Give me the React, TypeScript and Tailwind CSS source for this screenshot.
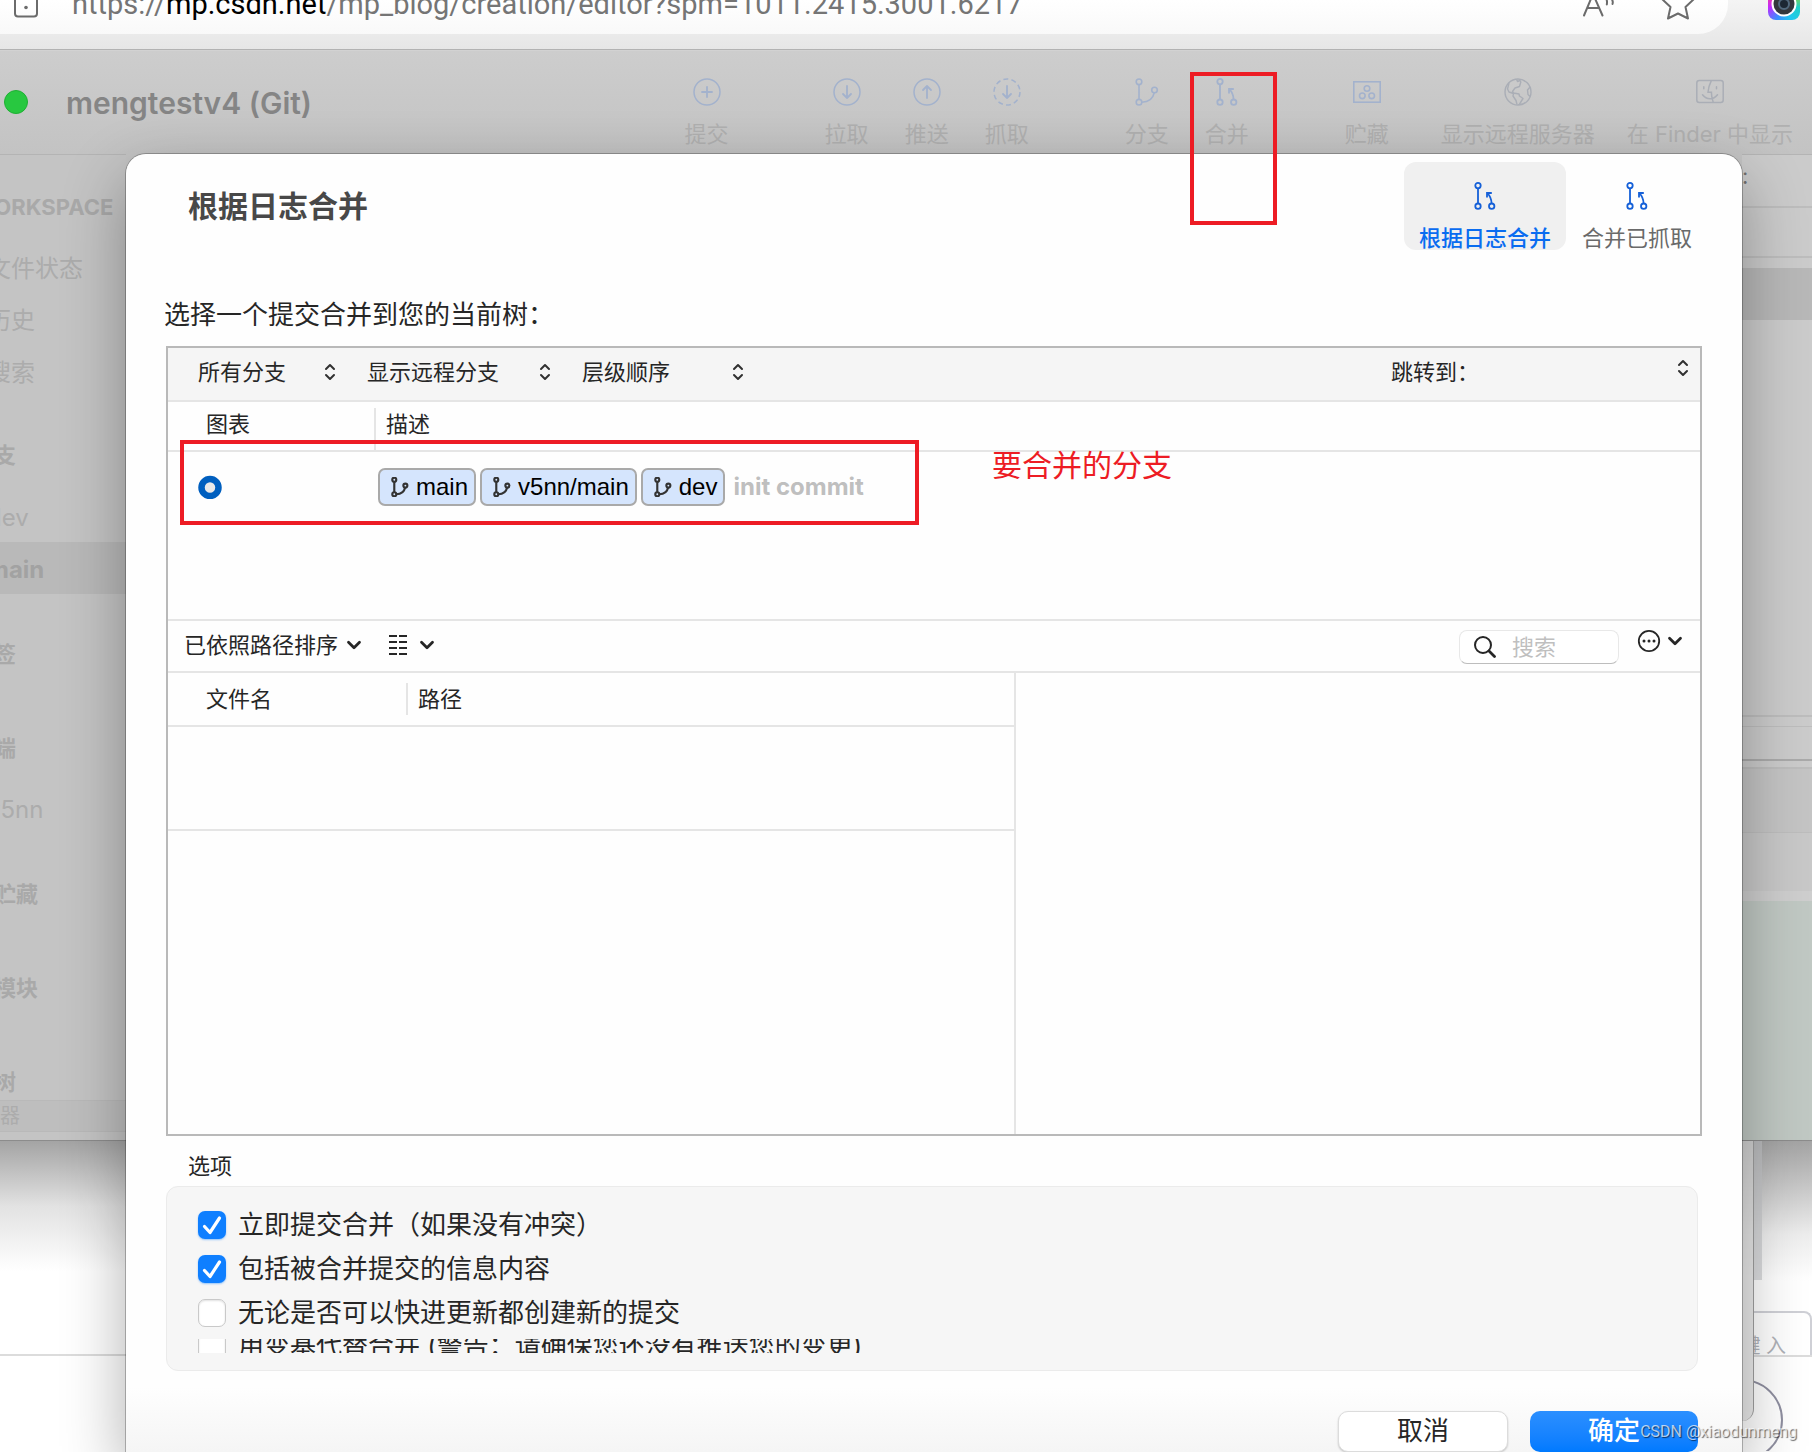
import React, { useState } from 'react';

type IconProps = { className?: string };

const MergeIcon: React.FC<IconProps> = ({ className = '' }) => (
    <svg viewBox="0 0 28 28" fill="none" stroke="currentColor" strokeWidth="1.8" className={`w-7 h-7 ${className}`}>
        <circle cx="7" cy="3.6" r="2.7" />
        <circle cx="7" cy="24.2" r="2.7" />
        <circle cx="20.7" cy="24.2" r="2.7" />
        <path d="M7 6.3V21.5M20.6 21.5C20.4 17 19 13.8 16.4 11.4M16 15.5V11H20.8" />
    </svg>
);

const BranchIcon: React.FC<IconProps & { strokeWidth?: number }> = ({ className = 'w-7 h-7', strokeWidth = 1.6 }) => (
    <svg viewBox="0 0 28 28" fill="none" stroke="currentColor" strokeWidth={strokeWidth} className={className}>
        <circle cx="6" cy="3.8" r="2.8" />
        <circle cx="6" cy="24.2" r="2.8" />
        <circle cx="21.5" cy="12" r="2.8" />
        <path d="M6 6.6V21.4M8.8 24.2C15.5 24 20 20.5 21.2 14.8" />
    </svg>
);

const CircleIcon: React.FC<{ d: string; dashed?: boolean }> = ({ d, dashed }) => (
    <svg viewBox="0 0 28 28" fill="none" stroke="currentColor" strokeWidth="1.5" className="w-7 h-7">
        <circle cx="14" cy="14" r="13" strokeDasharray={dashed ? '5 3.17' : undefined} />
        <path d={d} strokeWidth="1.8" strokeLinecap="round" strokeLinejoin="round" />
    </svg>
);

const StashIcon = () => (
    <svg viewBox="0 0 28 28" fill="none" stroke="currentColor" strokeWidth="1.6" className="w-7 h-7">
        <rect x="0.8" y="3.8" width="26.4" height="20.4" />
        <circle cx="14" cy="10.5" r="2.8" />
        <circle cx="9.3" cy="17.8" r="2.8" />
        <circle cx="18.7" cy="17.8" r="2.8" />
    </svg>
);

const GlobeIcon = () => (
    <svg viewBox="0 0 28 28" fill="none" stroke="currentColor" strokeWidth="1.4" strokeLinejoin="round" className="w-7 h-7">
        <circle cx="14" cy="14" r="13" />
        <path d="M12.500 1.200L13.500 3.500L16 2.500L16.800 4L15.500 8.500L11 10L8.500 13.500L9.500 15L15 16L15.500 18L19 20.500L15 26.800M5 5L3.500 11L5 14L9.500 15.500L9 18L12 22.500L13 26.500M26 9L23.500 12L24 16.500L26 18.500" />
    </svg>
);

const FinderIcon = () => (
    <svg viewBox="0 0 28 28" fill="none" stroke="currentColor" strokeWidth="1.5" strokeLinecap="round" className="w-7 h-7">
        <rect x="0.8" y="2.6" width="26.4" height="21.8" rx="2.5" />
        <path d="M15.2 2.8C13.4 6.5 12.2 10.5 12 14.2H15.4C15.4 17.5 16 21 17.2 24.2M7.8 8.8V10.8M20.5 8.8V10.8M6.5 16.8C10.5 22 17.5 22 21.5 16.8" />
    </svg>
);

const UpDown = () => (
    <svg viewBox="0 0 12 18" fill="none" stroke="#303030" strokeWidth="2" strokeLinecap="round" strokeLinejoin="round" className="w-3 h-[18px] shrink-0 pointer-events-none">
        <path d="M2 6L6 2L10 6M2 12L6 16L10 12" />
    </svg>
);

const ChevronDown = () => (
    <svg viewBox="0 0 16 12" fill="none" stroke="#262626" strokeWidth="2.8" strokeLinecap="round" strokeLinejoin="round" className="w-4 h-3 shrink-0">
        <path d="M2.5 3.2L8 8.7L13.5 3.2" />
    </svg>
);

const ToolbarButton: React.FC<{ label: string; gray?: boolean; children: React.ReactNode }> = ({ label, gray, children }) => (
    <button className="flex flex-col items-center gap-[17px] text-[22px] leading-[22px] text-[#b0b0b0] whitespace-nowrap">
        <span className={gray ? 'text-[#aaaeb6]' : 'text-[#a3b2cd]'}>{children}</span>
        {label}
    </button>
);

const PopUp: React.FC<{ name: string; options: string[]; className: string }> = ({ name, options, className }) => (
    <div className={`flex items-center ${className}`}>
        <select aria-label={name} className="appearance-none flex-1 min-w-0 h-8 bg-transparent outline-none">
            {options.map((o) => (
                <option key={o}>{o}</option>
            ))}
        </select>
        <UpDown />
    </div>
);

const BranchTag: React.FC<{ name: string }> = ({ name }) => (
    <span className="flex items-center h-[38px] pl-2.5 pr-1.5 gap-1.5 rounded-[7px] border-2 border-[#a9a9a9] bg-[#d5e5fd] text-black">
        <BranchIcon className="w-5 h-5 text-[#333]" strokeWidth={3} />
        {name}
    </span>
);

const CheckRow: React.FC<{ label: string; defaultChecked?: boolean }> = ({ label, defaultChecked = false }) => {
    const [checked, setChecked] = useState(defaultChecked);
    return (
        <label className="flex items-center h-11 shrink-0 gap-3 whitespace-nowrap">
            <span className="grid place-items-center">
                <input
                    type="checkbox"
                    checked={checked}
                    onChange={(e) => setChecked(e.target.checked)}
                    className="appearance-none col-start-1 row-start-1 w-7 h-7 rounded-[7px] border border-[#c9c9c9] bg-white shadow-[inset_0_1px_2px_rgba(0,0,0,0.12)] checked:border-transparent checked:bg-[#0f7fff] checked:shadow-[0_1px_2px_rgba(0,122,255,0.4)]"
                />
                {checked && (
                    <svg viewBox="0 0 28 28" fill="none" stroke="#fff" strokeWidth="3.2" strokeLinecap="round" strokeLinejoin="round" className="col-start-1 row-start-1 w-7 h-7 pointer-events-none">
                        <path d="M6.5 15.5L12 21.5L21.5 7" />
                    </svg>
                )}
            </span>
            {label}
        </label>
    );
};

const AddressBar = () => (
    <header className="flex h-[50px] overflow-hidden bg-linear-to-b from-[#f4f4f4] to-[#e6e6e6] border-b border-[#b2b2b2]">
        <div className="flex flex-1 min-w-0 h-[34px] mr-10 pl-3 rounded-br-[30px] bg-linear-to-b from-white to-[#f9f9f9]">
            <svg viewBox="0 0 28 34" fill="none" stroke="#6b6b6b" strokeWidth="2" className="w-7 h-[34px] shrink-0">
                <path d="M3 -2V13.500Q3 16.500 6 16.500H22Q25 16.500 25 13.500V-2" />
                <circle cx="14" cy="7.500" r="1.800" fill="#6b6b6b" stroke="none" />
            </svg>
            <a href="#editor" className="flex-1 min-w-0 ml-8 -mt-2.5 text-[29px] leading-7 text-[#757575] whitespace-nowrap font-['Roboto']">
                https://<span className="text-black">mp.csdn.net</span>/mp_blog/creation/editor?spm=1011.2415.3001.6217
            </a>
            <svg viewBox="0 0 32 34" fill="none" stroke="#6b6b6b" strokeWidth="2" strokeLinecap="round" className="w-8 h-[34px] shrink-0">
                <path d="M1 15.500L10 -6L19.500 15.500M4.500 8H16M23 -2Q24.500 1 23.800 4.500M28 -2Q30.500 1 29.500 4" />
            </svg>
            <svg viewBox="0 0 34 34" fill="none" stroke="#6b6b6b" strokeWidth="2" strokeLinejoin="round" className="w-[34px] h-[34px] ml-[46px] mr-[33px] shrink-0">
                <path d="M17 -13L21.500 -2.500L33 -1L24.500 7L27 18.500L17 13.500L7 18.500L9.500 7L1 -1L12.500 -2.500Z" />
            </svg>
        </div>
        <div className="flex items-center justify-center w-8 h-8 -mt-3 mr-3 rounded-lg bg-[conic-gradient(from_0deg,#f5c518,#9bd42f,#1fd0c8,#22c8f0,#3b8dff,#c02bff,#ff3b8d,#f5c518)]">
            <svg viewBox="0 0 28 28" className="w-7 h-7">
                <circle cx="14" cy="14" r="12.500" fill="#fff" />
                <circle cx="14" cy="14" r="10.500" fill="#33373d" />
                <circle cx="14" cy="14" r="5" fill="#1c2733" stroke="#51687c" strokeWidth="2" />
            </svg>
        </div>
    </header>
);

const AppToolbar = () => (
    <div className="flex items-start h-[104px] pl-1 pr-[19px] border-t border-[#d2d2d2] bg-linear-to-b from-[#cdcdcd] to-[#c3c3c3]">
        <span className="w-6 h-6 mt-[39px] rounded-full bg-[#28c840] border border-[#1fb034] shrink-0" />
        <h1 className="flex-1 ml-[38px] mt-9 text-[30px] leading-8 font-semibold text-[#858585] whitespace-nowrap">mengtestv4 (Git)</h1>
        <div className="flex gap-24 pt-[27px]">
            <ToolbarButton label="提交"><CircleIcon d="M14 9V19M9 14H19" /></ToolbarButton>
            <div className="flex gap-9">
                <ToolbarButton label="拉取"><CircleIcon d="M14 8V20M10 16L14 20L18 16" /></ToolbarButton>
                <ToolbarButton label="推送"><CircleIcon d="M14 20V8M10 12L14 8L18 12" /></ToolbarButton>
                <ToolbarButton label="抓取"><CircleIcon d="M14 8V20M10 16L14 20L18 16" dashed /></ToolbarButton>
            </div>
            <div className="flex gap-9">
                <ToolbarButton label="分支"><BranchIcon /></ToolbarButton>
                <ToolbarButton label="合并"><MergeIcon /></ToolbarButton>
            </div>
            <div className="flex gap-8">
                <div className="mr-5">
                    <ToolbarButton label="贮藏"><StashIcon /></ToolbarButton>
                </div>
                <ToolbarButton label="显示远程服务器" gray><GlobeIcon /></ToolbarButton>
                <ToolbarButton label="在 Finder 中显示" gray><FinderIcon /></ToolbarButton>
            </div>
        </div>
    </div>
);

const sidebarItem = 'flex items-center h-[52px] pt-1 pl-[15px] text-2xl';
const sidebarHeading = 'flex items-center h-8 text-[22px] font-bold text-[#a9a9a9]';

const Sidebar = () => (
    <aside className="flex flex-col w-[126px] shrink-0 overflow-hidden bg-white">
        <nav className="flex flex-col h-[987px] pt-9 border-t border-b border-t-[#b4b4b4] border-b-[#8c8c8c] bg-[#c4c4c4] text-[#acacac] whitespace-nowrap">
            <div className="-ml-7">
                <h2 className={sidebarHeading}>WORKSPACE</h2>
                <div className="mt-[18px]">
                    <div className={sidebarItem}>文件状态</div>
                    <div className={sidebarItem}>历史</div>
                    <div className={sidebarItem}>搜索</div>
                </div>
                <h2 className={`mt-[42px] ${sidebarHeading}`}>分支</h2>
                <div className="mt-[19px]">
                    <div className={sidebarItem}>dev</div>
                    <div className={`bg-[#b9b9b9] font-bold text-[#a2a2a2] ${sidebarItem}`}>main</div>
                </div>
                <h2 className={`mt-11 ${sidebarHeading}`}>标签</h2>
                <h2 className={`mt-[62px] ${sidebarHeading}`}>远端</h2>
                <div className="mt-[18px]">
                    <div className={sidebarItem}>v5nn</div>
                </div>
                <h2 className={`mt-11 ${sidebarHeading}`}>已贮藏</h2>
                <h2 className={`mt-[62px] ${sidebarHeading}`}>子模块</h2>
                <h2 className={`mt-[62px] ${sidebarHeading}`}>子树</h2>
            </div>
            <div className="flex items-center h-8 mt-[2px] -ml-10 text-xl border-y border-[#b9b9b9] bg-[#bebebe]">过滤器</div>
        </nav>
        <div className="h-[130px] bg-linear-to-b from-[#a4a4a4] via-[#e2e2e2] to-white" />
        <div className="h-[83px]" />
        <div className="flex-1 border-t-2 border-[#dcdcdc]" />
    </aside>
);

const WindowEdge = () => (
    <aside className="flex flex-col w-[70px] shrink-0 overflow-hidden bg-white">
        <div className="flex flex-col h-[987px] border-t border-b border-t-[#b4b4b4] border-b-[#8c8c8c] bg-[#cbcbcb]">
            <div className="h-[53px] pt-2.5 border-b-2 border-[#bdbdbd] text-[22px] leading-[22px] text-[#707070]">:</div>
            <div className="h-[50px] border-b-2 border-[#bdbdbd]" />
            <div className="h-[52px] mt-2.5 bg-[#b8b8b8]" />
            <div className="h-[395px]" />
            <div className="h-3 border-t-2 border-b border-[#bdbdbd]" />
            <div className="h-[34px] border-b-2 border-[#aaa]" />
            <div className="h-[66px] mt-[6px] border-t-2 border-b border-[#bdbdbd] bg-[#c4c4c4]" />
            <div className="h-[58px] bg-[#c8c8c8]" />
            <div className="h-2.5 bg-[#cecece]" />
            <div className="flex-1 bg-[#c0c8c3]" />
        </div>
        <div className="flex flex-1 bg-linear-to-b from-[#a4a4a4] from-0% via-[#ededed] via-30% to-white to-45%">
            <div className="w-3 h-[280px] shrink-0 rounded-br-xl border-r border-[#a0a0a0] bg-[#e4e4e4]/70" />
            <div className="flex-1 min-w-0">
                <div className="w-2 h-[139px] bg-[#c4c7ca]/60" />
                <div className="h-11 mt-[31px] pt-[22px] pr-6 overflow-hidden border-t-2 border-r-2 rounded-tr-lg border-[#cfd0d6] text-xl leading-[22px] text-[#b0b2b8]">
                    <div className="flex justify-end whitespace-nowrap">键 入</div>
                </div>
                <svg viewBox="0 0 58 96" fill="none" strokeWidth="2" className="w-[58px] h-24">
                    <path d="M0 0H58" stroke="#dcdcdc" strokeWidth="4" />
                    <circle cx="-12" cy="65" r="40" stroke="#8f8fa0" />
                </svg>
            </div>
        </div>
    </aside>
);

const CommitTable = () => (
    <table className="w-full table-fixed border-collapse text-left">
        <colgroup>
            <col className="w-[206px]" />
            <col />
        </colgroup>
        <thead>
            <tr className="h-[49px] border-b-2 border-[#e5e5e5]">
                <th className="p-0 pl-[38px] pb-1 font-normal">图表</th>
                <th className="p-0 font-normal align-bottom">
                    <div className="flex items-center h-[42px] pb-2.5 pl-2.5 border-l-2 border-[#e5e5e5]">描述</div>
                </th>
            </tr>
        </thead>
        <tbody>
            <tr className="h-[70px]">
                <td className="p-0 pl-[30px]">
                    <svg viewBox="0 0 24 24" className="w-6 h-6">
                        <circle cx="12" cy="12.500" r="8.500" fill="#e9e9e9" stroke="#005fbf" strokeWidth="6.500" />
                    </svg>
                </td>
                <td className="p-0 pl-1 text-2xl font-['Liberation_Sans']">
                    <div className="flex items-center gap-1">
                        <BranchTag name="main" />
                        <BranchTag name="v5nn/main" />
                        <BranchTag name="dev" />
                        <span className="ml-1 font-bold text-[#bfbfbf] font-['Inter']">init commit</span>
                    </div>
                </td>
            </tr>
        </tbody>
    </table>
);

const FileTable = () => (
    <table className="w-full table-fixed border-collapse text-left">
        <colgroup>
            <col className="w-[238px]" />
            <col />
        </colgroup>
        <thead>
            <tr className="h-[53px] border-b-2 border-[#e5e5e5]">
                <th className="p-0 pl-[38px] font-normal">文件名</th>
                <th className="p-0 font-normal">
                    <div className="flex items-center h-8 pl-2.5 border-l-2 border-[#e5e5e5]">路径</div>
                </th>
            </tr>
        </thead>
        <tbody>
            <tr className="h-[104px] border-b-2 border-[#e5e5e5]">
                <td />
                <td />
            </tr>
        </tbody>
    </table>
);

const MergeDialog = () => (
    <main role="dialog" aria-labelledby="merge-title" className="relative z-10 flex-1 min-w-0 px-10 rounded-t-[20px] bg-linear-to-b from-[#fefefe] from-95% to-[#f5f5f5] text-[#262626] shadow-[0_0_0_1px_rgba(0,0,0,0.25),0_24px_64px_rgba(0,0,0,0.32)]">
        {/* Title and tabs */}
        <div className="flex items-center pt-2 pl-[22px] -mr-1.5">
            <h2 id="merge-title" className="flex-1 text-[30px] leading-9 font-bold text-[#484848]">根据日志合并</h2>
            <div className="flex text-[22px] leading-[22px]">
                <button className="flex flex-col items-center h-[88px] px-[15px] pt-5 gap-[17px] rounded-xl bg-[#f0f0f0] font-medium text-[#0a6cf0]">
                    <MergeIcon className="text-[#1560d8]" />
                    根据日志合并
                </button>
                <button className="flex flex-col items-center h-[88px] px-4 pt-5 gap-[17px] text-[#6a6a6a]">
                    <MergeIcon className="text-[#1560d8]" />
                    合并已抓取
                </button>
            </div>
        </div>

        <p className="mt-[51px] -ml-0.5 text-[26px] leading-7">选择一个提交合并到您的当前树：</p>

        {/* Commit browser */}
        <div className="mt-[17px] border-2 border-[#b9b9b9] text-[22px] leading-6">
            <div className="flex items-center h-[54px] pl-[30px] pr-[11px] pb-1 border-b-2 border-[#e5e5e5] bg-[#f5f5f5]">
                <div className="flex flex-1 gap-[31px]">
                    <PopUp name="分支" options={['所有分支', '当前分支']} className="w-[138px]" />
                    <PopUp name="远程分支" options={['显示远程分支', '隐藏远程分支']} className="w-[184px]" />
                    <PopUp name="排序" options={['层级顺序', '日期顺序']} className="w-[162px]" />
                </div>
                <label htmlFor="jump">跳转到：</label>
                <div className="flex items-center w-[210px] pb-2">
                    <select id="jump" className="appearance-none flex-1 min-w-0 h-8 bg-transparent outline-none" />
                    <UpDown />
                </div>
            </div>
            <div className="h-[219px] border-b-2 border-[#e5e5e5]">
                <CommitTable />
            </div>
            <div className="flex items-center h-[52px] pl-4 pr-[17px] pb-0.5 border-b-2 border-[#e5e5e5]">
                <button className="flex items-center gap-2">
                    已依照路径排序
                    <ChevronDown />
                </button>
                <button aria-label="视图" className="flex items-center ml-[27px] gap-3">
                    <svg viewBox="0 0 18 20" stroke="#262626" strokeWidth="2" className="w-[18px] h-5">
                        <path d="M0 1H8M10 1H18M0 7H8M10 7H18M0 13H8M10 13H18M0 19H8M10 19H18" />
                    </svg>
                    <ChevronDown />
                </button>
                <label className="flex items-center w-40 h-[34px] ml-auto mt-1 pl-[14px] rounded-lg border border-[#e8e8e8] border-b-[#bdbdbd] bg-white">
                    <svg viewBox="0 0 22 22" fill="none" stroke="#262626" strokeWidth="2" strokeLinecap="round" className="w-[22px] h-[22px] shrink-0">
                        <circle cx="9" cy="9" r="8" />
                        <path d="M15 15L20.500 20.500" strokeWidth="2.800" />
                    </svg>
                    <input type="text" aria-label="搜索" placeholder="搜索" className="flex-1 min-w-0 ml-4 bg-transparent outline-none placeholder:text-[#bfbfbf]" />
                </label>
                <button aria-label="更多" className="flex items-center ml-[18px] pb-2 gap-1.5">
                    <svg viewBox="0 0 24 24" fill="none" stroke="#262626" strokeWidth="1.800" className="w-6 h-6">
                        <circle cx="12" cy="12" r="10.200" />
                        <path d="M7 12H7.010M12 12H12.010M17 12H17.010" strokeWidth="3" strokeLinecap="round" />
                    </svg>
                    <ChevronDown />
                </button>
            </div>
            <div className="flex h-[461px]">
                <div className="w-[848px] border-r-2 border-[#e5e5e5]">
                    <FileTable />
                </div>
                <div className="flex-1" />
            </div>
        </div>

        {/* Options */}
        <fieldset className="mt-[18px] mr-1">
            <legend className="mb-2 ml-[22px] text-[22px] leading-6">选项</legend>
            <div className="px-[31px] pt-4 pb-[17px] rounded-xl border border-[#ebebeb] bg-[#f6f6f6] text-[26px] leading-8">
                <CheckRow label="立即提交合并（如果没有冲突）" defaultChecked />
                <CheckRow label="包括被合并提交的信息内容" defaultChecked />
                <CheckRow label="无论是否可以快进更新都创建新的提交" />
                <div className="flex items-center h-3.5 mt-1 overflow-hidden">
                    <CheckRow label="用变基代替合并 (警告：请确保您还没有推送您的变更)" />
                </div>
            </div>
        </fieldset>

        <div className="flex justify-end gap-[22px] mt-10 mr-1 text-[26px] leading-8">
            <button className="w-[170px] h-[41px] pb-0.5 rounded-[10px] border border-[#dcdcdc] bg-white shadow-[0_1px_2px_rgba(0,0,0,0.2)]">取消</button>
            <button className="w-[168px] h-[41px] pb-0.5 rounded-[10px] bg-linear-to-b from-[#2b8fff] to-[#007aff] font-medium text-white">确定</button>
        </div>
    </main>
);

const App: React.FC = () => {
    return (
        <div className="relative flex flex-col min-h-screen overflow-hidden bg-white font-['Inter','Noto_Sans_CJK_SC',sans-serif]">
            <AddressBar />
            <AppToolbar />
            <div className="flex flex-1 bg-[#c3c3c3]">
                <Sidebar />
                <MergeDialog />
                <WindowEdge />
            </div>

            {/* Red markup drawn over the windows */}
            <div className="absolute z-20 top-[72px] right-[535px] w-[87px] h-[153px] border-4 border-[#ed1c24]" />
            <div className="absolute z-20 top-[440px] left-[180px] w-[739px] h-[85px] border-4 border-[#ed1c24]" />
            <p className="absolute z-20 top-[447px] left-[992px] text-[30px] leading-9 text-[#ed1c24]">要合并的分支</p>
            <p className="absolute z-20 bottom-2 right-[15px] text-base leading-6 text-white/70 font-['Roboto'] [text-shadow:1px_1px_1px_rgba(0,0,0,0.6)]">CSDN @xiaodunmeng</p>
        </div>
    );
};

export default App;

— Exercise objective —
Extract each line holding the string "React".

— Answer to this exercise —
Give me the React, TypeScript and Tailwind CSS source for this screenshot.
import React, { useState } from 'react';
const MergeIcon: React.FC<IconProps> = ({ className = '' }) => (
const BranchIcon: React.FC<IconProps & { strokeWidth?: number }> = ({ className = 'w-7 h-7', strokeWidth = 1.6 }) => (
const CircleIcon: React.FC<{ d: string; dashed?: boolean }> = ({ d, dashed }) => (
const ToolbarButton: React.FC<{ label: string; gray?: boolean; children: React.ReactNode }> = ({ label, gray, children }) => (
const PopUp: React.FC<{ name: string; options: string[]; className: string }> = ({ name, options, className }) => (
const BranchTag: React.FC<{ name: string }> = ({ name }) => (
const CheckRow: React.FC<{ label: string; defaultChecked?: boolean }> = ({ label, defaultChecked = false }) => {
const App: React.FC = () => {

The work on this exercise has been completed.